Description of the task = Transcribe the listing verbatim. Do not carry over any pictures.

>>

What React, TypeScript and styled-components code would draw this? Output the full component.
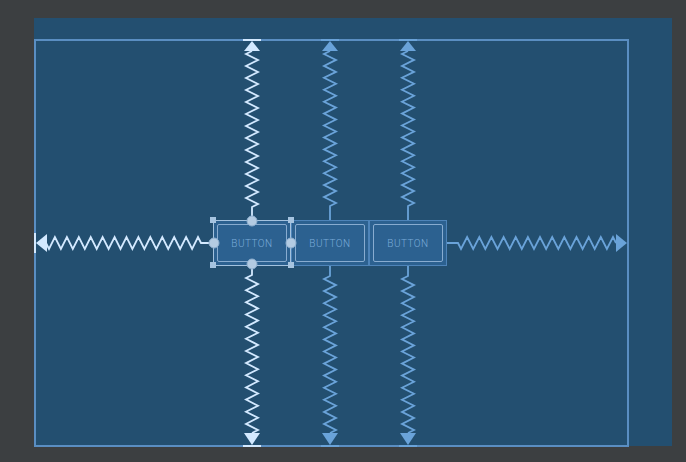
import React from 'react';
import styled, { createGlobalStyle } from 'styled-components';

const GlobalStyle = createGlobalStyle`
  html, body {
    margin: 0;
    padding: 0;
    background: #3c3f41;
  }
  body {
    font-family: Roboto, 'Liberation Sans', sans-serif;
  }
`;

const Screen = styled.div`
  width: 686px;
  height: 462px;
  box-sizing: border-box;
  padding: 18px 0 0 34px;
  background: #3c3f41;
`;

const Blueprint = styled.div`
  width: 638px;
  height: 428px;
  box-sizing: border-box;
  padding-top: 21px;
  background: #234f70;
`;

const Layout = styled.div`
  position: relative;
  width: 595px;
  height: 408px;
  box-sizing: border-box;
  border: 2px solid #5a8ec2;
  padding-right: 3px;
  display: flex;
  align-items: center;
  justify-content: center;
`;

const Chain = styled.div`
  display: flex;
`;

const Widget = styled.div<{ $selected?: boolean }>`
  width: 78px;
  height: 46px;
  box-sizing: border-box;
  padding: 3px;
  background: #2c6190;
  border: 1px solid ${(p) => (p.$selected ? '#a3c2df' : '#4e84b9')};
`;

const Face = styled.div`
  height: 100%;
  box-sizing: border-box;
  border: 1px solid #88acd0;
  border-radius: 2px;
  display: flex;
  align-items: center;
  justify-content: center;
  font-size: 10px;
  font-weight: 300;
  letter-spacing: 0.5px;
  color: #7aabd9;
`;

const Overlay = styled.svg`
  position: absolute;
  left: -2px;
  top: -2px;
  pointer-events: none;
`;

const SELECTED = '#d3e9ff';
const NORMAL = '#6aa3d9';

// polyline for a spring from A to B, with straight leads at both ends
const springPath = (
  ax: number,
  ay: number,
  bx: number,
  by: number,
  leadA: number,
  leadB: number,
  amp = 6,
  period = 12,
) => {
  const total = Math.hypot(bx - ax, by - ay);
  const dx = (bx - ax) / total;
  const dy = (by - ay) / total;
  const nx = -dy;
  const ny = dx;
  const len = total - leadA - leadB;
  const n = Math.max(1, Math.round(len / period));
  const p = len / n;
  const pt = (s: number, o: number) => `${(ax + dx * s + nx * o).toFixed(1)},${(ay + dy * s + ny * o).toFixed(1)}`;
  const pts = [pt(0, 0), pt(leadA, 0)];
  for (let k = 0; k < n; k++) {
    pts.push(pt(leadA + p * (k + 0.25), amp));
    pts.push(pt(leadA + p * (k + 0.75), -amp));
  }
  pts.push(pt(leadA + len, 0));
  pts.push(pt(total, 0));
  return pts.join(' ');
};

const columns = [
  { x: 252, color: SELECTED, top: 221, bottom: 265 },
  { x: 330, color: NORMAL, top: 220, bottom: 266 },
  { x: 408, color: NORMAL, top: 220, bottom: 266 },
];

const handles = [
  [213, 220],
  [291, 220],
  [213, 265],
  [291, 265],
];

const anchors = [
  [252, 221],
  [252, 264],
  [214, 243],
  [291, 243],
];

const Springs = () => (
  <Overlay width={595} height={408} viewBox="34 39 595 408">
    <g fill="none" strokeWidth={1.8} strokeLinejoin="miter">
      {columns.map((c) => (
        <React.Fragment key={c.x}>
          <polyline points={springPath(c.x, 51, c.x, c.top, 0, 14)} stroke={c.color} />
          <polyline points={springPath(c.x, c.bottom, c.x, 433, 10, 0)} stroke={c.color} />
        </React.Fragment>
      ))}
      <polyline points={springPath(46, 243, 214, 243, 0, 13)} stroke={SELECTED} />
      <polyline points={springPath(447, 243, 616, 243, 11, 0)} stroke={NORMAL} />
    </g>
    {columns.map((c) => (
      <g key={c.x} fill={c.color}>
        <rect x={c.x - 9} y={39} width={18} height={2} />
        <polygon points={`${c.x - 8},51 ${c.x + 8},51 ${c.x},41`} />
        <rect x={c.x - 9} y={445} width={18} height={2} />
        <polygon points={`${c.x - 8},433 ${c.x + 8},433 ${c.x},445`} />
      </g>
    ))}
    <rect x={34} y={233} width={2} height={20} fill={SELECTED} />
    <polygon points="47,234 47,252 36,243" fill={SELECTED} />
    <polygon points="616,234 616,252 627,243" fill={NORMAL} />
    {handles.map(([x, y]) => (
      <rect key={`${x}-${y}`} x={x - 3} y={y - 3} width={6} height={6} fill="#a6c4e0" />
    ))}
    {anchors.map(([x, y]) => (
      <circle key={`${x}-${y}`} cx={x} cy={y} r={5} fill="#b3cbe2" stroke="#8eafcf" strokeWidth={1} />
    ))}
  </Overlay>
);

const App = () => (
  <>
    <GlobalStyle />
    <Screen>
      <Blueprint>
        <Layout>
          <Chain>
            <Widget $selected>
              <Face>BUTTON</Face>
            </Widget>
            <Widget>
              <Face>BUTTON</Face>
            </Widget>
            <Widget>
              <Face>BUTTON</Face>
            </Widget>
          </Chain>
          <Springs />
        </Layout>
      </Blueprint>
    </Screen>
  </>
);

export default App;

<<

Answer to the problem =
What React, TypeScript and styled-components code would draw this? Output the full component.
import React from 'react';
import styled, { createGlobalStyle } from 'styled-components';

const GlobalStyle = createGlobalStyle`
  html, body {
    margin: 0;
    padding: 0;
    background: #3c3f41;
  }
  body {
    font-family: Roboto, 'Liberation Sans', sans-serif;
  }
`;

const Screen = styled.div`
  width: 686px;
  height: 462px;
  box-sizing: border-box;
  padding: 18px 0 0 34px;
  background: #3c3f41;
`;

const Blueprint = styled.div`
  width: 638px;
  height: 428px;
  box-sizing: border-box;
  padding-top: 21px;
  background: #234f70;
`;

const Layout = styled.div`
  position: relative;
  width: 595px;
  height: 408px;
  box-sizing: border-box;
  border: 2px solid #5a8ec2;
  padding-right: 3px;
  display: flex;
  align-items: center;
  justify-content: center;
`;

const Chain = styled.div`
  display: flex;
`;

const Widget = styled.div<{ $selected?: boolean }>`
  width: 78px;
  height: 46px;
  box-sizing: border-box;
  padding: 3px;
  background: #2c6190;
  border: 1px solid ${(p) => (p.$selected ? '#a3c2df' : '#4e84b9')};
`;

const Face = styled.div`
  height: 100%;
  box-sizing: border-box;
  border: 1px solid #88acd0;
  border-radius: 2px;
  display: flex;
  align-items: center;
  justify-content: center;
  font-size: 10px;
  font-weight: 300;
  letter-spacing: 0.5px;
  color: #7aabd9;
`;

const Overlay = styled.svg`
  position: absolute;
  left: -2px;
  top: -2px;
  pointer-events: none;
`;

const SELECTED = '#d3e9ff';
const NORMAL = '#6aa3d9';

// polyline for a spring from A to B, with straight leads at both ends
const springPath = (
  ax: number,
  ay: number,
  bx: number,
  by: number,
  leadA: number,
  leadB: number,
  amp = 6,
  period = 12,
) => {
  const total = Math.hypot(bx - ax, by - ay);
  const dx = (bx - ax) / total;
  const dy = (by - ay) / total;
  const nx = -dy;
  const ny = dx;
  const len = total - leadA - leadB;
  const n = Math.max(1, Math.round(len / period));
  const p = len / n;
  const pt = (s: number, o: number) => `${(ax + dx * s + nx * o).toFixed(1)},${(ay + dy * s + ny * o).toFixed(1)}`;
  const pts = [pt(0, 0), pt(leadA, 0)];
  for (let k = 0; k < n; k++) {
    pts.push(pt(leadA + p * (k + 0.25), amp));
    pts.push(pt(leadA + p * (k + 0.75), -amp));
  }
  pts.push(pt(leadA + len, 0));
  pts.push(pt(total, 0));
  return pts.join(' ');
};

const columns = [
  { x: 252, color: SELECTED, top: 221, bottom: 265 },
  { x: 330, color: NORMAL, top: 220, bottom: 266 },
  { x: 408, color: NORMAL, top: 220, bottom: 266 },
];

const handles = [
  [213, 220],
  [291, 220],
  [213, 265],
  [291, 265],
];

const anchors = [
  [252, 221],
  [252, 264],
  [214, 243],
  [291, 243],
];

const Springs = () => (
  <Overlay width={595} height={408} viewBox="34 39 595 408">
    <g fill="none" strokeWidth={1.8} strokeLinejoin="miter">
      {columns.map((c) => (
        <React.Fragment key={c.x}>
          <polyline points={springPath(c.x, 51, c.x, c.top, 0, 14)} stroke={c.color} />
          <polyline points={springPath(c.x, c.bottom, c.x, 433, 10, 0)} stroke={c.color} />
        </React.Fragment>
      ))}
      <polyline points={springPath(46, 243, 214, 243, 0, 13)} stroke={SELECTED} />
      <polyline points={springPath(447, 243, 616, 243, 11, 0)} stroke={NORMAL} />
    </g>
    {columns.map((c) => (
      <g key={c.x} fill={c.color}>
        <rect x={c.x - 9} y={39} width={18} height={2} />
        <polygon points={`${c.x - 8},51 ${c.x + 8},51 ${c.x},41`} />
        <rect x={c.x - 9} y={445} width={18} height={2} />
        <polygon points={`${c.x - 8},433 ${c.x + 8},433 ${c.x},445`} />
      </g>
    ))}
    <rect x={34} y={233} width={2} height={20} fill={SELECTED} />
    <polygon points="47,234 47,252 36,243" fill={SELECTED} />
    <polygon points="616,234 616,252 627,243" fill={NORMAL} />
    {handles.map(([x, y]) => (
      <rect key={`${x}-${y}`} x={x - 3} y={y - 3} width={6} height={6} fill="#a6c4e0" />
    ))}
    {anchors.map(([x, y]) => (
      <circle key={`${x}-${y}`} cx={x} cy={y} r={5} fill="#b3cbe2" stroke="#8eafcf" strokeWidth={1} />
    ))}
  </Overlay>
);

const App = () => (
  <>
    <GlobalStyle />
    <Screen>
      <Blueprint>
        <Layout>
          <Chain>
            <Widget $selected>
              <Face>BUTTON</Face>
            </Widget>
            <Widget>
              <Face>BUTTON</Face>
            </Widget>
            <Widget>
              <Face>BUTTON</Face>
            </Widget>
          </Chain>
          <Springs />
        </Layout>
      </Blueprint>
    </Screen>
  </>
);

export default App;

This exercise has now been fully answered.